Adversarial attacks are not something new to the world of Deep Networks used for image recognition. However, as the research with Deep Learning grows, more flaws are uncovered. The team at the University of KU Leuven in Belgium have demonstrated how, by simple using a colored photo held near the torso of a man can render him invisible to image recognition systems based on convolutional neural networks.
Convolutional Neural Networks or CNNs are a class of Deep learning networks that reduces the number of computations to be performed by creating hierarchical patterns from simpler and smaller networks. They are becoming the norm for image recognition applications and are being used in the field. In this new paper, the addition of color patches is seen to confuse the image detector YoLo(v2) by adding noise that disrupts the calculations of the CNN. The patch is not random and can be identified using the process defined in the publication.
This attack can be implemented by printing the disruptive pattern on a t-shirt making them invisible to surveillance system detection. You can read the paper[PDF] that outlines the generation of the adversarial patch. Image recognition camouflage that works on Google’s Inception has been documented in the past and we hope to see more such hacks in the future. Its a new world out there where you hacking is colorful as ever.
Cut to new regulations being implemented on what designs can be on your t-shirt if you want to travel through an airport.
Wear a T-shirt of a picture of a person wearing a T-shirt with a picture of a person on it, with the person on that T-shirt wearing a picture of another person, and so on down to the limit of your silk screening resolution. See if you can send the image recognition into an endless loop.
Divide by zero error?
Can you trick a car into not recognizing you as a pedestrian accidentally? I’m all for sticking it to the machine, but I don’t want the machine sticking [it] to me.
Ha!
Another thing might be tricking other cars to recognize your car as a group of pedestrians or emergency services / police to get a free highway ;-)

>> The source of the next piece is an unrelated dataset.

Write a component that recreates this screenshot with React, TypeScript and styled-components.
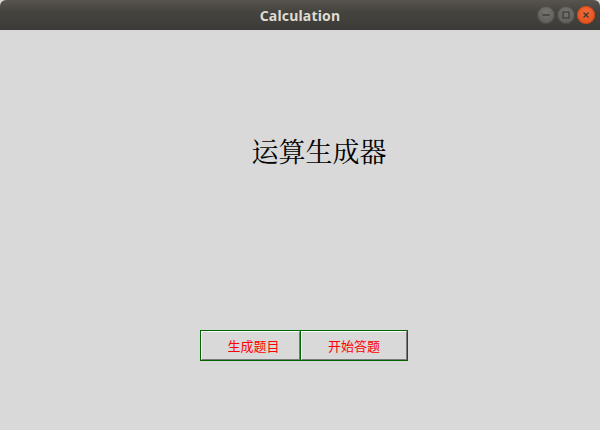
import styled, { createGlobalStyle } from 'styled-components';

const GlobalStyle = createGlobalStyle`
  html, body {
    margin: 0;
    padding: 0;
    background: #d9d9d9;
  }
`;

const Window = styled.div`
  width: 600px;
  height: 430px;
  display: flex;
  flex-direction: column;
  background: #d9d9d9;
  overflow: hidden;
`;

const TitleBar = styled.div`
  height: 30px;
  flex: none;
  position: relative;
  display: flex;
  align-items: center;
  justify-content: center;
  background: linear-gradient(#57544e, #45433e 40%, #3c3b37);
  border-radius: 6px 6px 0 0;
`;

const Title = styled.span`
  font-family: "Noto Sans", "DejaVu Sans", sans-serif;
  font-weight: 700;
  font-size: 14px;
  color: #dfdbd2;
  letter-spacing: 0.2px;
`;

const Controls = styled.div`
  position: absolute;
  right: 5px;
  top: 6px;
  display: flex;
  gap: 2px;
`;

const Ctrl = styled.div<{ $close?: boolean }>`
  width: 18px;
  height: 18px;
  border-radius: 50%;
  display: flex;
  align-items: center;
  justify-content: center;
  background: ${p => p.$close
    ? 'radial-gradient(circle at 50% 35%, #f26b3a, #df4b16)'
    : 'radial-gradient(circle at 50% 35%, #75736e, #5a5853)'};
  box-shadow: inset 0 0 0 1px ${p => p.$close ? '#c6461a' : '#4a4844'};
`;

const Content = styled.div`
  flex: 1;
  display: flex;
  flex-direction: column;
`;

const Heading = styled.h1`
  margin: 106px 0 0 0;
  padding-left: 38px;
  text-align: center;
  font-family: "Noto Serif CJK SC", "Noto Sans CJK SC", serif;
  font-weight: 400;
  font-size: 27px;
  line-height: 30px;
  color: #000;
`;

const ButtonGroup = styled.div`
  margin: 164px 0 0 200px;
  align-self: flex-start;
  display: flex;
  border: 1px solid #006400;
  background: #006400;
  gap: 1px;
`;

const Btn = styled.button<{ $w: number }>`
  width: ${p => p.$w}px;
  height: 29px;
  box-sizing: border-box;
  margin: 0;
  padding: 0 0 0 ${p => (p.$w < 100 ? 6 : 0)}px;
  background: #d9d9d9;
  border: 1px solid;
  border-color: #ffffff #7a7a7a #7a7a7a #ffffff;
  font-family: "Noto Sans CJK SC", sans-serif;
  font-size: 13px;
  color: #ff0000;
  cursor: pointer;
`;

export default function App() {
  return (
    <>
      <GlobalStyle />
      <Window>
        <TitleBar>
          <Title>Calculation</Title>
          <Controls>
            <Ctrl>
              <svg width="10" height="10" viewBox="0 0 10 10">
                <path d="M1.5 5h7" stroke="#3c3b37" strokeWidth="1.4" />
              </svg>
            </Ctrl>
            <Ctrl>
              <svg width="10" height="10" viewBox="0 0 10 10">
                <rect x="2" y="2" width="6" height="6" fill="none" stroke="#3c3b37" strokeWidth="1.2" />
              </svg>
            </Ctrl>
            <Ctrl $close>
              <svg width="10" height="10" viewBox="0 0 10 10">
                <path d="M2.5 2.5l5 5M7.5 2.5l-5 5" stroke="#3c3b37" strokeWidth="1.4" />
              </svg>
            </Ctrl>
          </Controls>
        </TitleBar>
        <Content>
          <Heading>运算生成器</Heading>
          <ButtonGroup>
            <Btn $w={99}>生成题目</Btn>
            <Btn $w={106}>开始答题</Btn>
          </ButtonGroup>
        </Content>
      </Window>
    </>
  );
}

There’s also the idea of projecting an image onto the face as a friend of mine did:
https://www.youtube.com/watch?v=D-b23eyyUCo
This reminds me of William Gibson’s “Ugly Shirt”.
I foresee an entire fashion industry catering to people who want to remain “invisible”.
And that would lead to a counter detection surveillance system, which hones in on those fashion items to be flagged for deep inspection. If a solution is mass produced it would no longer work as intended. And any solution must be designed to fool multiple systems. The above design only fools one.
Some of the new systems in China use IR cameras + regular cameras. They should be able to spot the warm body and not fooled by the color picture or picture of a face. They can also check for normal body temperature – identify fever for disease controls.
“They can also check for normal body temperature – identify fever for disease controls.”
Hindsight: “If only!”
BTW even if you managed to cover your face or not look into the camera, they can also do gait recognization.
So exciting and yet so scary what technology can do.
https://www.scmp.com/tech/start-ups/article/2187600/chinese-police-surveillance-gets-boost-ai-start-watrix-technology-can
Keyser Söze
walk without rhythm, so you wont attract the worm…
This sort of defense would likely be defeated by programming the surveillance software to ignore information inside of square or rectangular edges. Of course, next: really odd blobs with the same sort of info inside.